- TASK TO CARRY OUT: Where a line contains the word "components", copy that line.

- INPUT RECORDS:
--

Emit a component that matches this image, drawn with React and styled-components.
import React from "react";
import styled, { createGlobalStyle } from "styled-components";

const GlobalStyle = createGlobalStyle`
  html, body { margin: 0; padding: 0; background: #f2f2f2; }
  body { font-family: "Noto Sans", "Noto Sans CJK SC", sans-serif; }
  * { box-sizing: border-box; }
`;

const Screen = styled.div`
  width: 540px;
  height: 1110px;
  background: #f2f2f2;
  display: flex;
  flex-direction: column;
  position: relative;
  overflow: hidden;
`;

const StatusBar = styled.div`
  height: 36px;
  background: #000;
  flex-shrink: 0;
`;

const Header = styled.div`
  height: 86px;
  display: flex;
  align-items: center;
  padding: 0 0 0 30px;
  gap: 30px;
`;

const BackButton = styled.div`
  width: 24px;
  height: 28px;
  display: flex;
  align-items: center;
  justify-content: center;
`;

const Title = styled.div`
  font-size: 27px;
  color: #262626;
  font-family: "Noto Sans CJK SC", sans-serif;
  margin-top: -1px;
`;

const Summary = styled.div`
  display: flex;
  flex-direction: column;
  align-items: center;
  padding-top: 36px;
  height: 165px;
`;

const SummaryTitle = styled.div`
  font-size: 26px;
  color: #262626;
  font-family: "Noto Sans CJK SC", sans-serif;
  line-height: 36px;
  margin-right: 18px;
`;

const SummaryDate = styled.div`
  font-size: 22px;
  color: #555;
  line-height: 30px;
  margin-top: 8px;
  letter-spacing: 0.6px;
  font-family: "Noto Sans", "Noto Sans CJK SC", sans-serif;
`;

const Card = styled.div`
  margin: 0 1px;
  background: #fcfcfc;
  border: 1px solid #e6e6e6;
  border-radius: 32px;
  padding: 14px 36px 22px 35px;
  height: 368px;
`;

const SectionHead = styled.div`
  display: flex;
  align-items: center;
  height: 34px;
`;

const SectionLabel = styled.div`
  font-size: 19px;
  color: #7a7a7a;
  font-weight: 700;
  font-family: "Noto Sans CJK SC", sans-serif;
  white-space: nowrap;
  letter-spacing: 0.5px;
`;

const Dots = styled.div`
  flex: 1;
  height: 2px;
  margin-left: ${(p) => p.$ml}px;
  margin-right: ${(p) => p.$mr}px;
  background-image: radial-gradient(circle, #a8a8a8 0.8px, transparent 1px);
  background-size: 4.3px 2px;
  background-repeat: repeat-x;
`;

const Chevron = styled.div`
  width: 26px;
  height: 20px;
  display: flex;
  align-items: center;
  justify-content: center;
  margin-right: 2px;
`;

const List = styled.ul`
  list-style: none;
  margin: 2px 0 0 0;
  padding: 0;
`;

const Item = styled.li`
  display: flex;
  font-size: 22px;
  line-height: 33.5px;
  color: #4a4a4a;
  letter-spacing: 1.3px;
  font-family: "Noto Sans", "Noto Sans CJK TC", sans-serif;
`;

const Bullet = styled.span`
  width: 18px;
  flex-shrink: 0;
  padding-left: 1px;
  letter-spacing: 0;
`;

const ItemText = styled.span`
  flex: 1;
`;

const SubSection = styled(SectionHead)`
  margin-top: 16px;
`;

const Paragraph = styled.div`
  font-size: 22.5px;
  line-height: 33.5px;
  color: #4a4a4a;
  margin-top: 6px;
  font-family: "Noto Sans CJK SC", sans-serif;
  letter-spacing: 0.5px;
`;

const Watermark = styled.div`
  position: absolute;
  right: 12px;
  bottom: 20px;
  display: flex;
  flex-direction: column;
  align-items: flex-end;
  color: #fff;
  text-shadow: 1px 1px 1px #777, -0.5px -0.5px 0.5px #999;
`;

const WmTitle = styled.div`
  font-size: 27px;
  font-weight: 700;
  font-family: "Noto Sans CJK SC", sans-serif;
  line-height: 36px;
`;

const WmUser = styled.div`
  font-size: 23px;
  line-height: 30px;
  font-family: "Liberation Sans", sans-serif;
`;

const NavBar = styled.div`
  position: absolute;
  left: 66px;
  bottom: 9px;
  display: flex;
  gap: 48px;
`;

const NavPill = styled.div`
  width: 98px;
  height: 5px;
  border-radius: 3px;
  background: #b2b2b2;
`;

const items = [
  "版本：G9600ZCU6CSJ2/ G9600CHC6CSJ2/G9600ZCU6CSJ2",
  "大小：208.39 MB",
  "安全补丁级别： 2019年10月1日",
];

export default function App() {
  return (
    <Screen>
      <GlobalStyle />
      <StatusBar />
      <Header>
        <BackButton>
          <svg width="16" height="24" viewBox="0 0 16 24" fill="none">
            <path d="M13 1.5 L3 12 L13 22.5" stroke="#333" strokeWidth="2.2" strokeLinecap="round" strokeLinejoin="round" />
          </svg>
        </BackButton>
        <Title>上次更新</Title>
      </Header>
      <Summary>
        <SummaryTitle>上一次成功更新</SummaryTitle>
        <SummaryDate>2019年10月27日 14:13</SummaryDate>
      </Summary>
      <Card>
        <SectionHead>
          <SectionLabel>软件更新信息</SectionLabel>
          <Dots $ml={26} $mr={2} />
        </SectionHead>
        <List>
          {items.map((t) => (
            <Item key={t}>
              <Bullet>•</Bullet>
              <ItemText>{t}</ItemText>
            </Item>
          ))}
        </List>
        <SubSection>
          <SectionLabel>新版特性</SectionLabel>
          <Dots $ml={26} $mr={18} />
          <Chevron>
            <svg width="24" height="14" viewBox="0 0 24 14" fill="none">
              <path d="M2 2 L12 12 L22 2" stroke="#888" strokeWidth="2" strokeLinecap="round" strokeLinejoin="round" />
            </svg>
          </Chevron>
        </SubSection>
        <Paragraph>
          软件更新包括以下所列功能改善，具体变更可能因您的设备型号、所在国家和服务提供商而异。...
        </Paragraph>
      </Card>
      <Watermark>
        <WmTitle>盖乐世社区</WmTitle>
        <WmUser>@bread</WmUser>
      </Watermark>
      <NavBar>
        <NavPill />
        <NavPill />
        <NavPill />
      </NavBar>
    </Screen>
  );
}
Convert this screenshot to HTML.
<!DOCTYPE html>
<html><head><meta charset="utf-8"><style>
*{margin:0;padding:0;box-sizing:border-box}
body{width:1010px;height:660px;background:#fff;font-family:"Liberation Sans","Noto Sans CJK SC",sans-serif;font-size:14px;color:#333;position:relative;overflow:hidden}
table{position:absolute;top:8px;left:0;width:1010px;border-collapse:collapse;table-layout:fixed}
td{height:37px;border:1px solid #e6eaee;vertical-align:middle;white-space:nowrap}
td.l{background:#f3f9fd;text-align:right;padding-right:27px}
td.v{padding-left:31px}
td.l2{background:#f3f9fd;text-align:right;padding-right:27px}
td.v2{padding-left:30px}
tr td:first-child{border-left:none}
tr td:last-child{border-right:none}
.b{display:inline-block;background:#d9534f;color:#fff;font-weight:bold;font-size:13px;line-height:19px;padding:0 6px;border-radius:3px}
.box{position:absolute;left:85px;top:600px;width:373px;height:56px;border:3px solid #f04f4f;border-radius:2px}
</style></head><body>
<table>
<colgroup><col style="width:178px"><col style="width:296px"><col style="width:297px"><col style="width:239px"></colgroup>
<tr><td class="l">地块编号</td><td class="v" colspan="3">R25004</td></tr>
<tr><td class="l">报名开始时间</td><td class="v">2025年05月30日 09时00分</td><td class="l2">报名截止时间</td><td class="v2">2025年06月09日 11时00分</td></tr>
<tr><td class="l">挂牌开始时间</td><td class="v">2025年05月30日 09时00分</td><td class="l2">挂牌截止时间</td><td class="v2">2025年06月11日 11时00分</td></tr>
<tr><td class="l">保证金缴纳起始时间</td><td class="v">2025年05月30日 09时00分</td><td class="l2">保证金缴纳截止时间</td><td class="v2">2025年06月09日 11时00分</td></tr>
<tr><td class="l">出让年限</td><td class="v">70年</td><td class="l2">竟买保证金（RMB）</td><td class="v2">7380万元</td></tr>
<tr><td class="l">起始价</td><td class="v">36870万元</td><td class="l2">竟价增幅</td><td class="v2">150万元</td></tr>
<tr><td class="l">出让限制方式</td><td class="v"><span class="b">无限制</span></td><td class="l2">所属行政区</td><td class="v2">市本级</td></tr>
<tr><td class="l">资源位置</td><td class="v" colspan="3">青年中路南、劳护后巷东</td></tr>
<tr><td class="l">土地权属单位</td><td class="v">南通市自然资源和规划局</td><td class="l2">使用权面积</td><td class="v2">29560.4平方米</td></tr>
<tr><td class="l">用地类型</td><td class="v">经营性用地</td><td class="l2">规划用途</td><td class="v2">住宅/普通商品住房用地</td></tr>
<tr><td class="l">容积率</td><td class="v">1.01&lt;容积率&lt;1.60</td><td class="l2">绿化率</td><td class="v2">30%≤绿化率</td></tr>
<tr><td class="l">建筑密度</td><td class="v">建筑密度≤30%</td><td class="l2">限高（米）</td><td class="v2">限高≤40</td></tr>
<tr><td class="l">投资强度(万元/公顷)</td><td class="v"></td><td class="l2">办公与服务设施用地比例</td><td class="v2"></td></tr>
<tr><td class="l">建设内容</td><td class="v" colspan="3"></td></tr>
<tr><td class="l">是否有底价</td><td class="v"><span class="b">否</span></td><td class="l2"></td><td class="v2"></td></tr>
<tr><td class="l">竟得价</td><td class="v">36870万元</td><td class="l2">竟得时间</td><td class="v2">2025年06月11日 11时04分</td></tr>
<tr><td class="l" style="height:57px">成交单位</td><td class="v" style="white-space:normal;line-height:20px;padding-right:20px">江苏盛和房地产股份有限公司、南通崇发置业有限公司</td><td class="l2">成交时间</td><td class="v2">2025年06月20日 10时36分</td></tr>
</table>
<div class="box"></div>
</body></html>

--

- CORRECT OUTPUT:
Emit a component that matches this image, drawn with React and styled-components.
import styled, { createGlobalStyle } from "styled-components";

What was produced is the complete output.